High-work function (WF) transparent conductive thin films improve the performance of solar cells and organic light-emitting diodes by facilitating interfacial charge carrier transport. Al-doped ZnO (AZO) becomes a very promising transparent conductive material because of nontoxicity, abundant material resources, and low cost. To increase the WF of AZO without enhancing the series resistance of the device, a high-WF and low-resistance surface modifier of polycrystalline zinc molybdenum oxide (ZMO) was developed by utilizing thermal evaporation of MoO3 on the surface of AZO and a subsequent two-step annealing treatment.
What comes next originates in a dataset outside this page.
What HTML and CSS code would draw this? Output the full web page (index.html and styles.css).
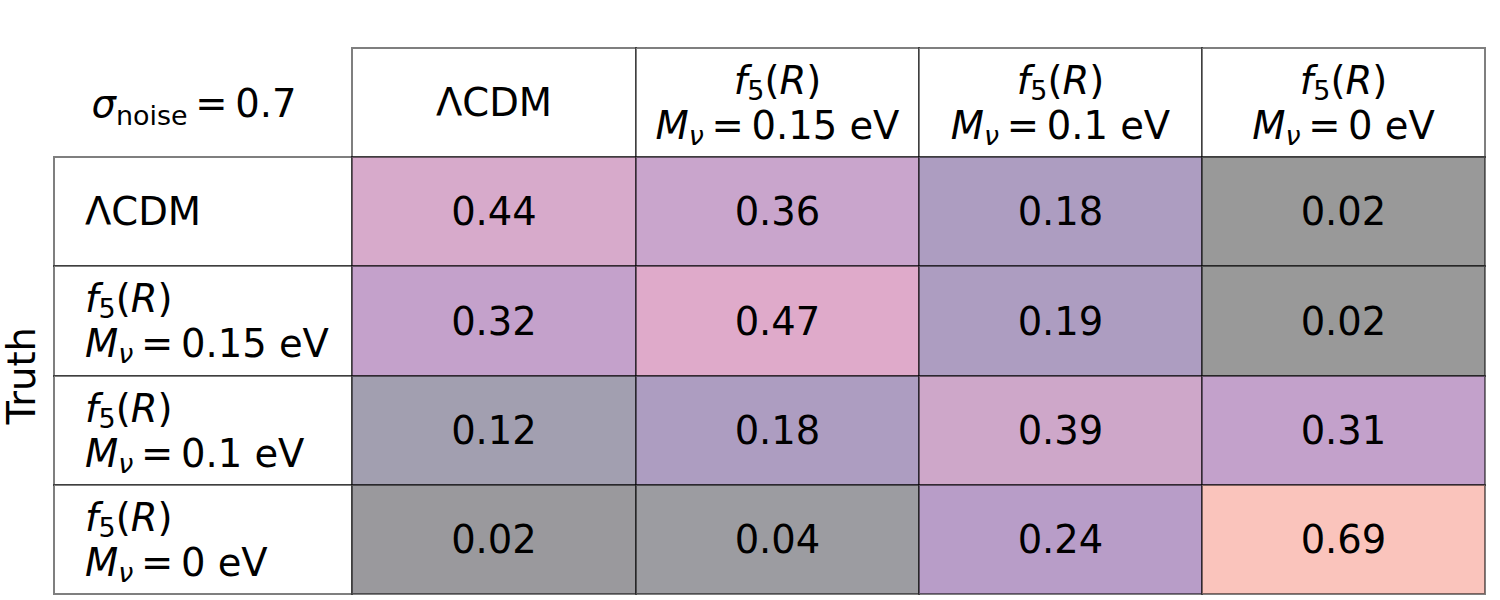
FILE: index.html
```html
<!DOCTYPE html>
<html>
<head>
<meta charset="utf-8">
<link rel="stylesheet" href="styles.css">
</head>
<body>
<div class="page">
  <div class="table">
    <div class="corner"></div>
    <div class="noise"><span><span class="m">σ</span><sub class="up">noise</sub><span class="eq">=</span>0.7</span></div>
    <div class="cell head"><span>ΛCDM</span></div>
    <div class="cell head"><div class="two"><div><span class="m">f</span><sub>5</sub>(<span class="m">R</span>)</div><div><span class="m">M</span><sub class="m">ν</sub><span class="eq">=</span>0.15 eV</div></div></div>
    <div class="cell head"><div class="two"><div><span class="m">f</span><sub>5</sub>(<span class="m">R</span>)</div><div><span class="m">M</span><sub class="m">ν</sub><span class="eq">=</span>0.1 eV</div></div></div>
    <div class="cell head"><div class="two"><div><span class="m">f</span><sub>5</sub>(<span class="m">R</span>)</div><div><span class="m">M</span><sub class="m">ν</sub><span class="eq">=</span>0 eV</div></div></div>

    <div class="truth"><span>Truth</span></div>

    <div class="cell rowhead"><span>ΛCDM</span></div>
    <div class="cell data c044">0.44</div>
    <div class="cell data c036">0.36</div>
    <div class="cell data c018">0.18</div>
    <div class="cell data c002a">0.02</div>

    <div class="cell rowhead"><div class="two"><div><span class="m">f</span><sub>5</sub>(<span class="m">R</span>)</div><div><span class="m">M</span><sub class="m">ν</sub><span class="eq">=</span>0.15 eV</div></div></div>
    <div class="cell data c032">0.32</div>
    <div class="cell data c047">0.47</div>
    <div class="cell data c019">0.19</div>
    <div class="cell data c002a">0.02</div>

    <div class="cell rowhead"><div class="two"><div><span class="m">f</span><sub>5</sub>(<span class="m">R</span>)</div><div><span class="m">M</span><sub class="m">ν</sub><span class="eq">=</span>0.1 eV</div></div></div>
    <div class="cell data c012">0.12</div>
    <div class="cell data c018">0.18</div>
    <div class="cell data c039">0.39</div>
    <div class="cell data c031">0.31</div>

    <div class="cell rowhead"><div class="two"><div><span class="m">f</span><sub>5</sub>(<span class="m">R</span>)</div><div><span class="m">M</span><sub class="m">ν</sub><span class="eq">=</span>0 eV</div></div></div>
    <div class="cell data c002b">0.02</div>
    <div class="cell data c004">0.04</div>
    <div class="cell data c024">0.24</div>
    <div class="cell data c069">0.69</div>
  </div>
</div>
</body>
</html>
```
FILE: styles.css
```css
html, body {
  margin: 0;
  padding: 0;
  background: #ffffff;
}
body {
  font-family: "DejaVu Sans", sans-serif;
  font-size: 38.5px;
  color: #000;
  width: 1500px;
  height: 600px;
  overflow: hidden;
}
.page {
  padding-top: 48px;
}
.table {
  display: grid;
  grid-template-columns: 54px 298px 284px 283px 283px 283px;
  grid-template-rows: 109px 109px 110px 109px 109px;
}
.corner {
  grid-column: 1;
  grid-row: 1;
}
.noise {
  grid-column: 2;
  grid-row: 1;
  display: flex;
  align-items: center;
  justify-content: center;
  padding: 2px 18px 0 0;
  white-space: nowrap;
}
.truth {
  grid-column: 1;
  grid-row: 2 / 6;
  display: flex;
  align-items: center;
  justify-content: center;
  padding-right: 12px;
}
.truth span {
  writing-mode: vertical-rl;
  transform: rotate(180deg);
}
.cell {
  outline: 2px solid rgba(0, 0, 0, 0.5);
  outline-offset: -1px;
  display: flex;
  align-items: center;
  background: #fff;
  white-space: nowrap;
}
.head {
  justify-content: center;
  text-align: center;
}
.rowhead {
  justify-content: flex-start;
  padding-left: 31px;
}
.data {
  justify-content: center;
}
.two {
  line-height: 45px;
}
.m {
  font-style: italic;
}
sub {
  font-size: 0.7em;
  vertical-align: -0.22em;
  line-height: 0;
}
sub.up {
  vertical-align: -0.3em;
}
.eq {
  margin: 0 0.2em;
}
.c044 { background: #d7aacb; }
.c036 { background: #c9a5cc; }
.c018 { background: #ad9dc1; }
.c002a { background: #999999; }
.c032 { background: #c4a1cb; }
.c047 { background: #dfaaca; }
.c019 { background: #ad9dc1; }
.c012 { background: #a29fb0; }
.c039 { background: #cea7c9; }
.c031 { background: #c3a1cb; }
.c002b { background: #9a999d; }
.c004 { background: #9c9ca1; }
.c024 { background: #b89dc8; }
.c069 { background: #fac4bc; }
```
The first step of air annealing causes the formation of monoclinic ZnMoO4 nanocrystals in the ZMO modifier. This improves the WF of AZO from 3.83 to 4.86 eV by increasing the group electronegativity and cation oxidation state. Furthermore, the second step of N2 annealing decreases the resistivity of the polycrystalline ZMO by increasing the donor states of oxygen vacancies. The surface modification effect is verified by applying the ZMO-modified AZO to the front electrode of hydrogenated amorphous silicon thin-film solar cells. The low-resistance polycrystalline ZMO modifier not only increases light harvesting in the solar cells by improving interfacial refractive index matching but also improves the open-circuit voltage by modifying the interfacial band alignment. In particular, the modifier increases the fill factor by ca. 13% by reducing the series resistance of the device. These enable a gain of ca. 23% in photoelectric conversion efficiency compared to the unmodified AZO. The results suggest the feasibility to tune the WF and conductivity of a material independently.